Research Article: The Influence of a Metal Stent on the Distribution of Thermal Energy during Irreversible Electroporation

Date Published: February 4, 2016

Publisher: Public Library of Science

Author(s): Hester J. Scheffer, Jantien A. Vogel, Willemien van den Bos, Robert E. Neal, Krijn P. van Lienden, Marc G. H. Besselink, Martin J. C. van Gemert, Cees W. M. van der Geld, Martijn R. Meijerink, John H. Klaessens, Rudolf M. Verdaasdonk, Maria Rosaria Scarfi.

http://doi.org/10.1371/journal.pone.0148457

Abstract

Irreversible electroporation (IRE) uses short duration, high-voltage electrical pulses to induce cell death via nanoscale defects resulting from altered transmembrane potential. The technique is gaining interest for ablations in unresectable pancreatic and hepatobiliary cancer. Metal stents are often used for palliative biliary drainage in these patients, but are currently seen as an absolute contraindication for IRE due to the perceived risk of direct heating of the metal and its surroundings. This study investigates the thermal and tissue viability changes due to a metal stent during IRE.

IRE was performed in a homogeneous tissue model (polyacrylamide gel), without and with a metal stent placed perpendicular and parallel to the electrodes, delivering 90 and 270 pulses (15–35 A, 90 μsec, 1.5 cm active tip exposure, 1.5 cm interelectrode distance, 1000–1500 V/cm, 90 pulses/min), and in-vivo in a porcine liver (4 ablations). Temperature changes were measured with an infrared thermal camera and with fiber-optic probes. Tissue viability after in-vivo IRE was investigated macroscopically using 5-triphenyltetrazolium chloride (TTC) vitality staining.

In the gel, direct stent-heating was not observed. Contrarily, the presence of a stent between the electrodes caused a higher increase in median temperature near the electrodes (23.2 vs 13.3°C [90 pulses]; p = 0.021, and 33.1 vs 24.8°C [270 pulses]; p = 0.242). In-vivo, no temperature difference was observed for ablations with and without a stent. Tissue examination showed white coagulation 1mm around the electrodes only. A rim of vital tissue remained around the stent, whereas ablation without stent resulted in complete tissue avitality.

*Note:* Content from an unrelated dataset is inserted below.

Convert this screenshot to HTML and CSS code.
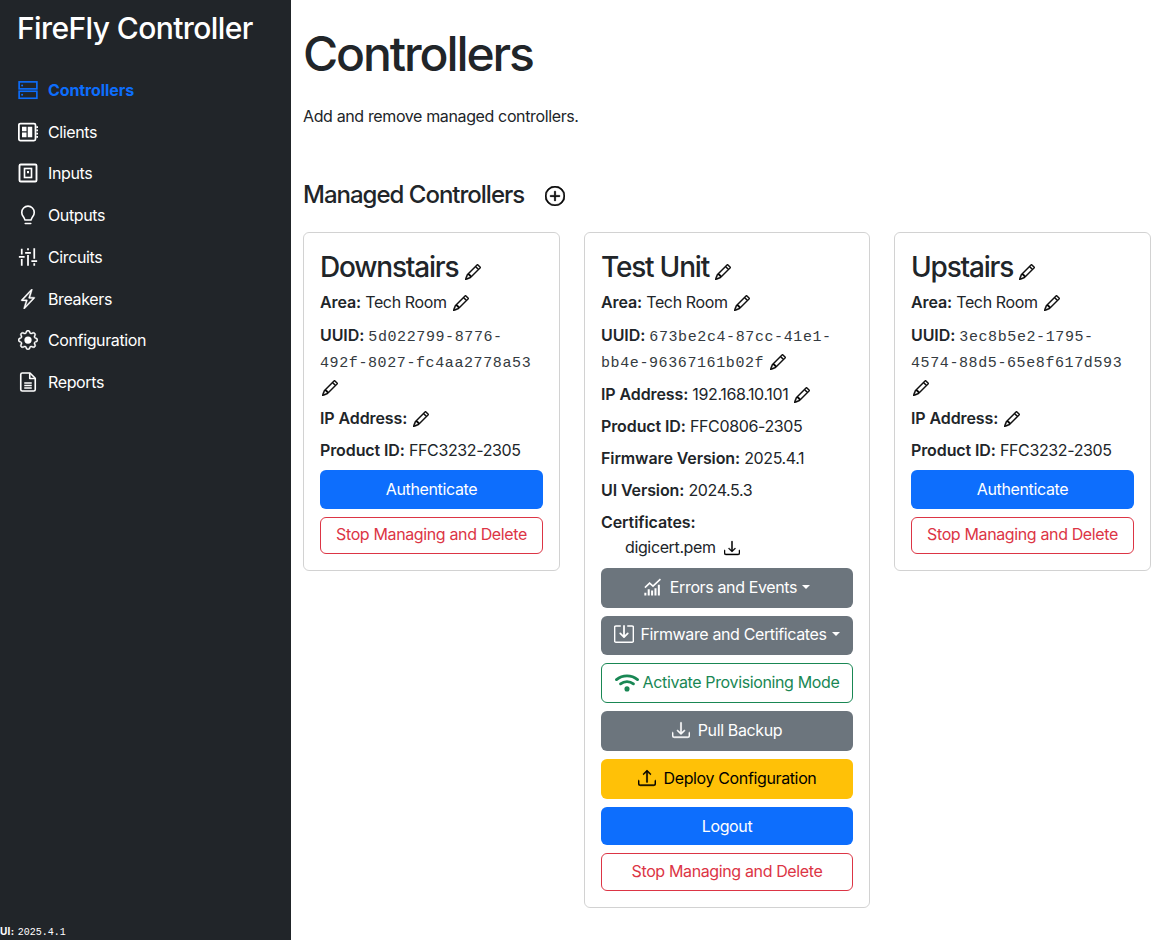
FILE: index.html
```html
<!DOCTYPE html>
<html lang="en">
<head>
    <meta charset="UTF-8">
    <title>FireFly Controller</title>
    <link rel="stylesheet" href="styles.css">
</head>
<body>

<svg class="sprite" xmlns="http://www.w3.org/2000/svg">
    <symbol id="i-pencil" viewBox="0 0 16 16">
        <path fill="currentColor" stroke="currentColor" stroke-width=".5" d="M12.146.146a.5.5 0 0 1 .708 0l3 3a.5.5 0 0 1 0 .708l-10 10a.5.5 0 0 1-.168.11l-5 2a.5.5 0 0 1-.65-.65l2-5a.5.5 0 0 1 .11-.168l10-10zM11.207 2.5 13.5 4.793 14.793 3.5 12.5 1.207 11.207 2.5zm1.586 3L10.5 3.207 4 9.707V10h.5a.5.5 0 0 1 .5.5v.5h.5a.5.5 0 0 1 .5.5v.5h.293l6.5-6.5zm-9.761 5.175-.106.106-1.528 3.821 3.821-1.528.106-.106A.5.5 0 0 1 5 12.5V12h-.5a.5.5 0 0 1-.5-.5V11h-.5a.5.5 0 0 1-.468-.325z"/>
    </symbol>
    <symbol id="i-plus" viewBox="0 0 16 16">
        <g fill="currentColor" stroke="currentColor" stroke-width=".5">
            <path d="M8 15A7 7 0 1 1 8 1a7 7 0 0 1 0 14zm0 1A8 8 0 1 0 8 0a8 8 0 0 0 0 16z"/>
            <path d="M8 4a.5.5 0 0 1 .5.5v3h3a.5.5 0 0 1 0 1h-3v3a.5.5 0 0 1-1 0v-3h-3a.5.5 0 0 1 0-1h3v-3A.5.5 0 0 1 8 4z"/>
        </g>
    </symbol>
    <symbol id="i-download" viewBox="0 0 16 16">
        <g fill="currentColor" stroke="currentColor" stroke-width=".5">
            <path d="M.5 9.9a.5.5 0 0 1 .5.5v2.5a1 1 0 0 0 1 1h12a1 1 0 0 0 1-1v-2.5a.5.5 0 0 1 1 0v2.5a2 2 0 0 1-2 2H2a2 2 0 0 1-2-2v-2.5a.5.5 0 0 1 .5-.5z"/>
            <path d="M7.646 11.854a.5.5 0 0 0 .708 0l3-3a.5.5 0 0 0-.708-.708L8.5 10.293V1.5a.5.5 0 0 0-1 0v8.793L5.354 8.146a.5.5 0 1 0-.708.708l3 3z"/>
        </g>
    </symbol>
    <symbol id="i-upload" viewBox="0 0 16 16">
        <g fill="currentColor" stroke="currentColor" stroke-width=".5">
            <path d="M.5 9.9a.5.5 0 0 1 .5.5v2.5a1 1 0 0 0 1 1h12a1 1 0 0 0 1-1v-2.5a.5.5 0 0 1 1 0v2.5a2 2 0 0 1-2 2H2a2 2 0 0 1-2-2v-2.5a.5.5 0 0 1 .5-.5z"/>
            <path d="M7.646 1.146a.5.5 0 0 1 .708 0l3 3a.5.5 0 0 1-.708.708L8.5 2.707V11.5a.5.5 0 0 1-1 0V2.707L5.354 4.854a.5.5 0 1 1-.708-.708l3-3z"/>
        </g>
    </symbol>
    <symbol id="i-wifi" viewBox="0 0 16 16">
        <g fill="none" stroke="currentColor" stroke-width="1.9" stroke-linecap="round">
            <path d="M1 6.4a11 11 0 0 1 14 0"/>
            <path d="M3.7 9.2a7 7 0 0 1 8.6 0"/>
        </g>
        <circle cx="8" cy="12.6" r="1.7" fill="currentColor"/>
    </symbol>
    <symbol id="i-chart" viewBox="0 0 16 16">
        <g fill="none" stroke="currentColor">
            <path stroke-width="1.4" d="M.8 8.6 5 4.6l3 2.6L14.6 1"/>
            <path stroke-width="1.8" d="M1.2 15.5V13M4.2 15.5V10M7.2 15.5V11M10.2 15.5V9M13.2 15.5V6"/>
        </g>
    </symbol>
    <symbol id="i-firmware" viewBox="0 0 16 16">
        <g fill="none" stroke="currentColor" stroke-width="1.2" stroke-linecap="round" stroke-linejoin="round">
            <path d="M5 1.5H1.5a1 1 0 0 0-1 1v11a1 1 0 0 0 1 1h13a1 1 0 0 0 1-1v-11a1 1 0 0 0-1-1H11"/>
            <path stroke-width="1.4" d="M8 1.5v8.5M5 7.5 8 10.5l3-3"/>
        </g>
    </symbol>
    <symbol id="i-server" viewBox="0 0 16 16">
        <g fill="none" stroke="currentColor" stroke-width="1.3">
            <rect x=".9" y="1.5" width="14.2" height="5.6"/>
            <rect x=".9" y="9" width="14.2" height="5.6"/>
        </g>
        <circle cx="3.3" cy="4.3" r=".8" fill="currentColor"/>
        <circle cx="3.3" cy="11.8" r=".8" fill="currentColor"/>
    </symbol>
    <symbol id="i-board" viewBox="0 0 16 16">
        <rect x=".7" y="1.2" width="13.3" height="13.6" rx="1.2" fill="none" stroke="currentColor" stroke-width="1.4"/>
        <path fill="currentColor" d="M3.2 3.8h3.6v3.6H3.2zM7.8 3.8h3.6v8.4H7.8zM3.2 8.4h3.6v3.8H3.2zM14.6 3.4H16v1.4h-1.4zM14.6 6H16v1.4h-1.4zM14.6 8.6H16V10h-1.4zM14.6 11.2H16v1.4h-1.4z"/>
    </symbol>
    <symbol id="i-input" viewBox="0 0 16 16">
        <g fill="none" stroke="currentColor">
            <rect x="1.2" y="1.2" width="13.6" height="13.6" rx="1" stroke-width="1.5"/>
            <rect x="5.2" y="4.4" width="5.6" height="7.2" stroke-width="1.3"/>
        </g>
        <rect x="7.2" y="6.4" width="1.6" height="1.8" fill="currentColor"/>
    </symbol>
    <symbol id="i-bulb" viewBox="0 0 16 16">
        <g fill="none" stroke="currentColor" stroke-width="1.3" stroke-linecap="round">
            <path d="M5.6 12 4.8 10.2C4.4 9.3 3 8.4 3 5.9a5 5 0 0 1 10 0c0 2.5-1.4 3.4-1.8 4.3L10.4 12z"/>
            <path d="M5.8 14.8h4.4"/>
        </g>
    </symbol>
    <symbol id="i-sliders" viewBox="0 0 16 16">
        <g fill="none" stroke="currentColor" stroke-width="1.4">
            <path d="M3 1.4v4.6M3 9.6v5.4M8 1v1.6M8 6.4V15M13 1v8.4M13 13v2"/>
            <path d="M.7 7.8h4.6M5.7 4.6h4.6M10.7 11.2h4.6"/>
        </g>
    </symbol>
    <symbol id="i-bolt" viewBox="0 0 16 16">
        <path fill="currentColor" stroke="currentColor" stroke-width=".3" d="M11.251.068a.5.5 0 0 1 .227.58L9.677 6.5H13a.5.5 0 0 1 .364.843l-8 8.5a.5.5 0 0 1-.842-.49L6.323 9.5H3a.5.5 0 0 1-.364-.843l8-8.5a.5.5 0 0 1 .615-.09zM4.157 8.5H7a.5.5 0 0 1 .478.647L6.11 13.59l5.732-6.09H9a.5.5 0 0 1-.478-.647L9.89 2.41 4.157 8.5z"/>
    </symbol>
    <symbol id="i-gear" viewBox="0 0 16 16">
        <circle cx="8" cy="8" r="2.9" fill="currentColor"/>
        <path fill="currentColor" stroke="currentColor" stroke-width=".3" d="M9.796 1.343c-.527-1.79-3.065-1.79-3.592 0l-.094.319a.873.873 0 0 1-1.255.52l-.292-.16c-1.64-.892-3.433.902-2.54 2.541l.159.292a.873.873 0 0 1-.52 1.255l-.319.094c-1.79.527-1.79 3.065 0 3.592l.319.094a.873.873 0 0 1 .52 1.255l-.16.292c-.892 1.64.901 3.434 2.541 2.54l.292-.159a.873.873 0 0 1 1.255.52l.094.319c.527 1.79 3.065 1.79 3.592 0l.094-.319a.873.873 0 0 1 1.255-.52l.292.16c1.64.893 3.434-.902 2.54-2.541l-.159-.292a.873.873 0 0 1 .52-1.255l.319-.094c1.79-.527 1.79-3.065 0-3.592l-.319-.094a.873.873 0 0 1-.52-1.255l.16-.292c.893-1.64-.902-3.433-2.541-2.54l-.292.159a.873.873 0 0 1-1.255-.52l-.094-.319zm-2.633.283c.246-.835 1.428-.835 1.674 0l.094.319a1.873 1.873 0 0 0 2.693 1.115l.291-.16c.764-.415 1.6.42 1.184 1.185l-.159.292a1.873 1.873 0 0 0 1.116 2.692l.318.094c.835.246.835 1.428 0 1.674l-.319.094a1.873 1.873 0 0 0-1.115 2.693l.16.291c.415.764-.42 1.6-1.185 1.184l-.291-.159a1.873 1.873 0 0 0-2.693 1.116l-.094.318c-.246.835-1.428.835-1.674 0l-.094-.319a1.873 1.873 0 0 0-2.692-1.115l-.292.16c-.764.415-1.6-.42-1.184-1.185l.159-.291A1.873 1.873 0 0 0 1.945 8.93l-.319-.094c-.835-.246-.835-1.428 0-1.674l.319-.094A1.873 1.873 0 0 0 3.06 4.377l-.16-.292c-.415-.764.42-1.6 1.185-1.184l.292.159a1.873 1.873 0 0 0 2.692-1.115l.094-.319z"/>
    </symbol>
    <symbol id="i-file" viewBox="0 0 16 16">
        <g fill="none" stroke="currentColor" stroke-width="1.3" stroke-linejoin="round">
            <path d="M9.6.8H3.4a1.2 1.2 0 0 0-1.2 1.2v12a1.2 1.2 0 0 0 1.2 1.2h9.2a1.2 1.2 0 0 0 1.2-1.2V5z"/>
            <path d="M9.4 1v4.2h4.2"/>
            <path d="M5 8.8h6M5 10.8h6M5 12.8h6"/>
        </g>
    </symbol>
</svg>

<div class="layout">
    <aside class="sidebar">
        <div class="brand">FireFly Controller</div>
        <nav class="side-nav">
            <a class="nav-link active" href="#"><svg class="nav-icon"><use href="#i-server"/></svg>Controllers</a>
            <a class="nav-link" href="#"><svg class="nav-icon"><use href="#i-board"/></svg>Clients</a>
            <a class="nav-link" href="#"><svg class="nav-icon"><use href="#i-input"/></svg>Inputs</a>
            <a class="nav-link" href="#"><svg class="nav-icon"><use href="#i-bulb"/></svg>Outputs</a>
            <a class="nav-link" href="#"><svg class="nav-icon"><use href="#i-sliders"/></svg>Circuits</a>
            <a class="nav-link" href="#"><svg class="nav-icon"><use href="#i-bolt"/></svg>Breakers</a>
            <a class="nav-link" href="#"><svg class="nav-icon"><use href="#i-gear"/></svg>Configuration</a>
            <a class="nav-link" href="#"><svg class="nav-icon"><use href="#i-file"/></svg>Reports</a>
        </nav>
        <div class="ui-version"><b>UI:</b> <code>2025.4.1</code></div>
    </aside>

    <main class="content">
        <h1>Controllers</h1>
        <p class="lead-text">Add and remove managed controllers.</p>

        <h4 class="section-title">Managed Controllers <svg class="icon-add"><use href="#i-plus"/></svg></h4>

        <div class="card-row">
            <section class="card">
                <h3>Downstairs <svg class="icon-edit-lg"><use href="#i-pencil"/></svg></h3>
                <p><b>Area:</b> Tech Room <svg class="icon-edit"><use href="#i-pencil"/></svg></p>
                <p class="uuid uuid-long"><b>UUID:</b> <code>5d022799-8776-492f-8027-fc4aa2778a53</code> <svg class="icon-edit"><use href="#i-pencil"/></svg></p>
                <p><b>IP Address:</b> <svg class="icon-edit"><use href="#i-pencil"/></svg></p>
                <p><b>Product ID:</b> FFC3232-2305</p>
                <button class="btn btn-blue">Authenticate</button>
                <button class="btn btn-outline-red">Stop Managing and Delete</button>
            </section>

            <section class="card">
                <h3>Test Unit <svg class="icon-edit-lg"><use href="#i-pencil"/></svg></h3>
                <p><b>Area:</b> Tech Room <svg class="icon-edit"><use href="#i-pencil"/></svg></p>
                <p class="uuid"><b>UUID:</b> <code>673be2c4-87cc-41e1-bb4e-96367161b02f</code> <svg class="icon-edit"><use href="#i-pencil"/></svg></p>
                <p><b>IP Address:</b> 192.168.10.101 <svg class="icon-edit"><use href="#i-pencil"/></svg></p>
                <p><b>Product ID:</b> FFC0806-2305</p>
                <p><b>Firmware Version:</b> 2025.4.1</p>
                <p><b>UI Version:</b> 2024.5.3</p>
                <div class="certs">
                    <b>Certificates:</b>
                    <div class="cert-item">digicert.pem <svg class="icon-save"><use href="#i-download"/></svg></div>
                </div>
                <button class="btn btn-gray"><svg class="btn-icon"><use href="#i-chart"/></svg>Errors and Events<span class="caret"></span></button>
                <button class="btn btn-gray"><svg class="btn-icon firmware"><use href="#i-firmware"/></svg>Firmware and Certificates<span class="caret"></span></button>
                <button class="btn btn-outline-green"><svg class="btn-icon wifi"><use href="#i-wifi"/></svg>Activate Provisioning Mode</button>
                <button class="btn btn-gray"><svg class="btn-icon"><use href="#i-download"/></svg>Pull Backup</button>
                <button class="btn btn-yellow"><svg class="btn-icon"><use href="#i-upload"/></svg>Deploy Configuration</button>
                <button class="btn btn-blue">Logout</button>
                <button class="btn btn-outline-red">Stop Managing and Delete</button>
            </section>

            <section class="card">
                <h3>Upstairs <svg class="icon-edit-lg"><use href="#i-pencil"/></svg></h3>
                <p><b>Area:</b> Tech Room <svg class="icon-edit"><use href="#i-pencil"/></svg></p>
                <p class="uuid uuid-long"><b>UUID:</b> <code>3ec8b5e2-1795-4574-88d5-65e8f617d593</code> <svg class="icon-edit"><use href="#i-pencil"/></svg></p>
                <p><b>IP Address:</b> <svg class="icon-edit"><use href="#i-pencil"/></svg></p>
                <p><b>Product ID:</b> FFC3232-2305</p>
                <button class="btn btn-blue">Authenticate</button>
                <button class="btn btn-outline-red">Stop Managing and Delete</button>
            </section>
        </div>
    </main>
</div>

</body>
</html>
```

FILE: styles.css
```css
* {
    box-sizing: border-box;
}
body {
    margin: 0;
    font-family: Inter, "Liberation Sans", sans-serif;
    font-size: 16px;
    line-height: 24px;
    letter-spacing: -0.37px;
    color: #212529;
    background-color: #fff;
}
code {
    font-family: "Liberation Mono", monospace;
    letter-spacing: 0;
}
.sprite {
    display: none;
}
.layout {
    display: flex;
    min-height: 100vh;
}

/* sidebar */
.sidebar {
    width: 291px;
    flex-shrink: 0;
    display: flex;
    flex-direction: column;
    background-color: #212529;
    color: #fff;
}
.brand {
    padding: 10px 17px 0;
    font-size: 30px;
    line-height: 36px;
    font-weight: 500;
    letter-spacing: -0.6px;
}
.side-nav {
    display: flex;
    flex-direction: column;
    margin-top: 23px;
}
.nav-link {
    display: flex;
    align-items: center;
    gap: 10px;
    height: 41.75px;
    padding-left: 18px;
    color: #fff;
    text-decoration: none;
}
.nav-link.active {
    color: #0d6efd;
    font-weight: 700;
    letter-spacing: -0.1px;
}
.nav-icon {
    width: 20px;
    height: 20px;
}
.ui-version {
    margin-top: auto;
    font-size: 10px;
    line-height: 16px;
    height: 17px;
}
.ui-version b {
    font-weight: 700;
    letter-spacing: 0.3px;
    margin-right: 1px;
}

/* main area */
.content {
    flex: 1;
    padding: 25px 12px 0;
}
h1 {
    margin: 0;
    font-size: 48px;
    line-height: 58px;
    font-weight: 500;
    letter-spacing: -2.1px;
}
.lead-text {
    margin: 21px 0 0;
}
.section-title {
    margin: 52px 0 23px;
    font-size: 24px;
    line-height: 29px;
    font-weight: 500;
    letter-spacing: -1px;
    display: flex;
    align-items: center;
    gap: 21px;
}
.icon-add {
    width: 20px;
    height: 20px;
    margin-top: 3px;
    color: #000;
}
.card-row {
    display: grid;
    grid-template-columns: 257px 286px 257px;
    gap: 24px;
    align-items: start;
}
.card {
    border: 1px solid rgba(0, 0, 0, 0.175);
    border-radius: 6px;
    padding: 16px;
}
.card h3 {
    margin: 2px 0 6px;
    font-size: 28px;
    line-height: 33px;
    font-weight: 500;
    letter-spacing: -1.2px;
}
.card p {
    margin: 0 0 8px;
}
.card b {
    font-weight: 600;
    letter-spacing: -0.1px;
}
.uuid {
    line-height: 26px;
}
.uuid code {
    font-size: 15px;
    letter-spacing: 0.6px;
    line-height: 1;
    color: #343a40;
}
.card .uuid-long {
    margin-bottom: 6px;
}
.icon-edit-lg {
    width: 16px;
    height: 16px;
    vertical-align: -3px;
    color: #000;
}
.icon-edit {
    width: 16px;
    height: 16px;
    vertical-align: -3px;
    margin-left: 2px;
    color: #000;
}
.icon-save {
    width: 16px;
    height: 16px;
    vertical-align: -3px;
    margin-left: 4px;
    color: #000;
}
.certs {
    margin-bottom: 8px;
}
.cert-item {
    padding-left: 24px;
    line-height: 26px;
}

/* buttons */
.btn {
    display: flex;
    align-items: center;
    justify-content: center;
    width: 100%;
    height: 37.5px;
    margin-top: 8px;
    padding: 0 12px;
    border: 1px solid transparent;
    border-radius: 6px;
    font-family: inherit;
    font-size: 16px;
    line-height: 24px;
    letter-spacing: inherit;
    white-space: nowrap;
}
.card .btn:first-of-type {
    margin-top: 0;
}
.btn-icon {
    width: 18px;
    height: 18px;
    margin-right: 8px;
}
.btn-icon.firmware {
    width: 20px;
    height: 20px;
    margin-right: 6px;
}
.btn-icon.wifi {
    width: 24px;
    height: 24px;
    margin-right: 4px;
}
.btn-blue {
    height: 38.5px;
    background-color: #0d6efd;
    color: #fff;
}
.btn-gray {
    height: 39.5px;
    padding-bottom: 2px;
    background-color: #6c757d;
    color: #fff;
}
.btn-yellow {
    height: 40px;
    padding-bottom: 2px;
    background-color: #ffc107;
    color: #000;
}
.btn-outline-red {
    padding-bottom: 2px;
    background-color: #fff;
    border-color: #dc3545;
    color: #dc3545;
}
.btn-outline-green {
    height: 40px;
    padding-bottom: 2px;
    background-color: #fff;
    border-color: #198754;
    color: #198754;
}
.caret {
    margin-left: 5px;
    border-top: 4px solid currentColor;
    border-left: 4px solid transparent;
    border-right: 4px solid transparent;
}
```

IRE in the vicinity of a metal stent does not cause notable direct heating of the metal, but results in higher temperatures around the electrodes and remnant viable tissue. Future studies should determine for which clinical indications IRE in the presence of metal stents is safe and effective.

Partial Text

Irreversible electroporation (IRE) is a relatively novel ablation modality that uses electrical energy to induce cell death [1]. Electrodes are placed around a tumor, through which high-voltage, but sub-millisecond electrical pulses are applied at a low frequency (0.5–2 Hz). As opposed to thermal ablation techniques, the electrical pulses are designed to distort the pre-existing cellular membrane potential, leading to disruption of the lipid bilayer, after which the cell loses its homeostatic properties and dies [2–5]. Preclinical studies have shown that within the ablation zone IRE mostly affects cells, leaving the supporting extracellular matrix structures relatively intact [6–8]. This preservation of gross anatomic architecture allows tumors near vascular and biliary structures that are otherwise unresectable or unamenable to thermal-based modalities, to be ablated safely [9,10].

It was never disputed that every electric field, including a field for irreversible electroporation, produces a thermal effect [17]. Yet, from 2005 onwards, scientists showed that IRE could be isolated from thermal effects and used by itself to produce substantial volumes of tissue ablation in vivo, with negligible thermal effects [3,8,27–29]. The application of IRE for the therapeutic ablation of tumors however, has evolved to use more aggressive energy regimens, with higher voltage and higher pulse number protocols. These high-energy regimens have shown to generate potentially harmful thermal effects [11,15,16,30], which is reaffirmed in the present study. Much effort should therefore be put in the development of clinical pulse protocols that mitigate these thermal effects and maintain IRE as the vastly predominant modality of tissue death.

IRE in the vicinity of a metal stent does not cause notable increased heating of the metal stent, but results in higher temperatures around the electrodes. In vivo, a remnant viable tissue region immediately adjacent to the stent was observed. These findings reinforce the appeal to either place plastic biliary endoprostheses or to remove of metal stents prior to IRE whenever possible. Future studies should determine for which clinical indications IRE in the presence of metal stents is safe and effective.